KID ON THE AUTISM SPECTRUM BECOMES EAGLE SCOUT
It’s an honor only six percent of the one million Boy Scouts in this country will ever receive: becoming an Eagle Scout.
One South Carolina teen has earned it despite some challenges along the way. Robby Rose has is on the autism spectrum, he says it’s the challenges we face that make our victories that much more meaningful.
“I don’t think they ever really gave me a chance, I was in special ed since I started school before I moved here. But now since I am regular ed, I feel like I have beaten my disability,” Rose said.
His mother said the teen has excelled beyond her dreams for him.
“He has grown more than I could ever have imagined. More than I ever hoped for,” said Robby’s mother, Cindy Griffith. “The best I ever hoped for was that he would mainstream in school and hopefully do enough to get a diploma. Now he’s excelling at even that.”
His band director, Debbie Cooper said music is what speaks to Robby and has opened the door to reveal his many talents. With band, Rose said he doesn’t know what he would do.
“Sometimes music reaches areas that have been never been touched before and open new doors,” Cooper said. “Now he is mainstreamed in the regular classes and then even in honors classes.”
No longer in special education courses, his GPA sits at 3.6 at Boiling Springs High School on the way to a diploma.
“Because of his speech, people mistake him as not being intelligent which is the furthest from the truth,” his mother said. “Just because he can’t say it doesn’t mean it’s not there and he can’t do it or feel it.”
Robby is proving autism won’t hold him back.
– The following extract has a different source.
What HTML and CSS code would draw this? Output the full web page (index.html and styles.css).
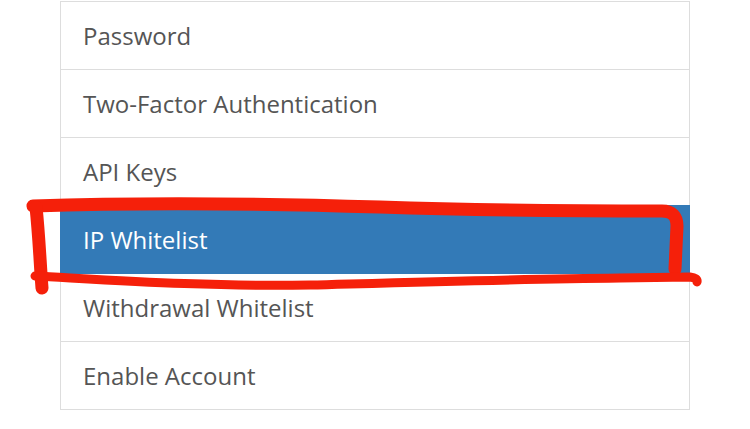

If anything it’s pushed him to be the best version of himself, one deserving of an honor only six percent of Boy Scouts across this nation will ever see.
“It’s like getting a degree, you can easily get a job I sent you an eagle scout,” Rose said.
Rose became an Eagle Scout in April and will receive an official badge Sep. 3 during a ceremony.
His father has helped with Cubs Scouts and band practice, applauding Robby for his accomplishments.
“He put a lot of work in, going to all the camps doing on the merit badges,” Chris Griffith said. “They have to be able to survive in cold weather, they have to to tie knots, first aid how to cook things like that, maintenance on vehicles home maintenance.”
Rose has juggled school, band, boy scouts, against the odds he says were once stacked against him.
“No matter your disability, we all have victories, every day, every hour,” Rose said.”